今の日本社会が抱える問題は多々あります。保育園不足や過疎化、医師不足など。そして、その問題のいくつかを解決する為の有効な処方箋とは、一極集中の解消にあるのではないでしょうか。さらに言えば、一極集中に対して有効な策を打てるのは、国や自治体、中小企業よりも潤沢な資本を持つ大企業です。本社こそ東京にあれ、地方にくまなく拠点網を廻らす大企業は、経営者の意思一つで地方に重心を移すことも出来ます。ましてやネットがこれだけ発達した現代ならなおさらです。

パソナさんの淡路島における地方創生事業は先進的な取り組みとして、あるいはCSRの在るべき姿として評価したいと思います。

さて、我々が続いて向かったのは、兵庫県立淡路景観園芸学校です。こちらは、園芸や景観といった緑を活用したノウハウを教える社会人大学としての性格が強い学校です。淡路といえば玉ねぎやハンバーガーといった名物以外にも花や園芸が盛んであることでも知られています。かつて、淡路島ではジャパンフローラ2000、いわゆる淡路花博も開催されました。新婚当時、私も見に行きました。

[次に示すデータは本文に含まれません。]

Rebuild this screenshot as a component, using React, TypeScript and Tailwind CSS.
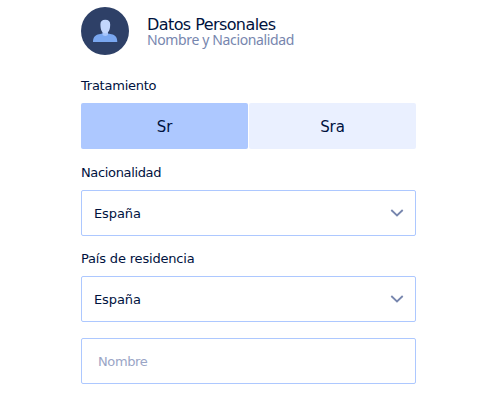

IMG_6447学校の中をご案内して下さったのは、Tさん。東京での華麗なキャリアから一転、新たなビジネス創出のため淡路で一から園芸を学ぼうとする向上心の持ち主です。その行動力にはただ頭を垂れるのみです。Tさんには寮の自室から教室、教授室、温室、さらには畑や飾り壇、学食のカフェテリアなどを案内頂きました。瀟洒な校舎を囲むように園芸や景観を学ぶための諸施設が点在し、じつに贅沢な環境が設えられています。
学校ホームページ

IMG_6449その贅沢さは人口密度の少なさにも表れています。我々が訪れた土曜日というタイミングを考えても、ほとんど人に会うことなく闊歩できたキャンパス。それはほぼ独り占めと言ってもよいほどです。近所の馬場から遠乗りでやって来た二頭のお馬さんに遭遇しました。サボテンと乗馬の取り合わせはまるでメキシコ。そのような偶然の演出さえも、観客は我々のみという贅沢さ。素敵な出会いもこの学校ならではです。地元の主婦の方々がフリマらしくお店を出されていましたが、売り上げが上がったのかどうか心配になります。誰も客のいないカフェテリアは営業中でしたが、パートさんお二人がシフトに就かれていました。客は我々三人以外には老夫婦のみ。収支状況が気になります。

とにかく浮世離れしたような環境ですが、学び舎としての魅力は抜群です。ただし、あまりにも贅沢な空間の広がりに、逆に採算性が心配になって来るほど。Tさんもその辺りを心配されていました。私も淡路の片隅に花咲いたこの別天地が立ちいかなくなる事態は望みません。機会があれば東京でもこちらの学校のPRのお手伝いをしたいものです。

園芸や緑化は公の仕事。そんな暗黙の了解があります。でも、本当に私企業が園芸や緑化の事業に参入する余地は無いのでしょうか。アイデア次第では、ビジネスとして成り立ちつつ、働く当人が癒されるような仕事のタネは転がっているはず。その気付きが、こちらの学校で得られなければ、一体どこで得られるというのでしょう。特にITと園芸とのコラボレーションには、新たなビジネスの鉱脈が埋もれて居る気がしてなりません。畑を耕して得られるものは何も作物だけではありません。ビジネスの種もきっと掘り起こされるのを待っているはずです。実際、IT技術者には心なしか土いじりが好きな人が多いように思います。案外、ITと園芸とは、相性の良いもの同士かもしれませんよ。こちらの学校への入学にあたっては、兵庫県からも手厚い補助金が出るようですし、興味ある方はセカンドライフの有望な選択肢として含めてみてはいかがでしょうか。もちろん私自身も含めて。

終わりに。

今回、淡路島に来て思った事があります。それは、今や淡路島は行き来に不便な島ではない、という事です。帰路は一緒に同行して頂いたHさんに淡路サービスエリアまで送って頂き、そこから独り、バスでJR舞子まで出ました。片道運賃はわずかに410円。安価な出費で海峡バス渡りの贅沢が楽しめました。かつてのように西宮から甲子園フェリーに乗ったり、明石からたこフェリーに乗ったりといった船旅のイメージはもはや過去のもの。未だに淡路島を遠隔の地として見ているのであれば、その認識は改めなければなりません。少なくとも私はそう思いました。淡路島の魅力は、関西のみならず中京や首都圏の方々にこそ伝えられるべきです。それも単なるレクリエーションの場としてだけではなく、ビジネス創出の場として。

淡路島から、新たな日本の国産み神話が生まれる。そんな感想さえ抱いた今回の旅でした。最後になりましたが、今回の旅でお世話になった皆様、特にIさんTさんHさん、本当にありがとうございました!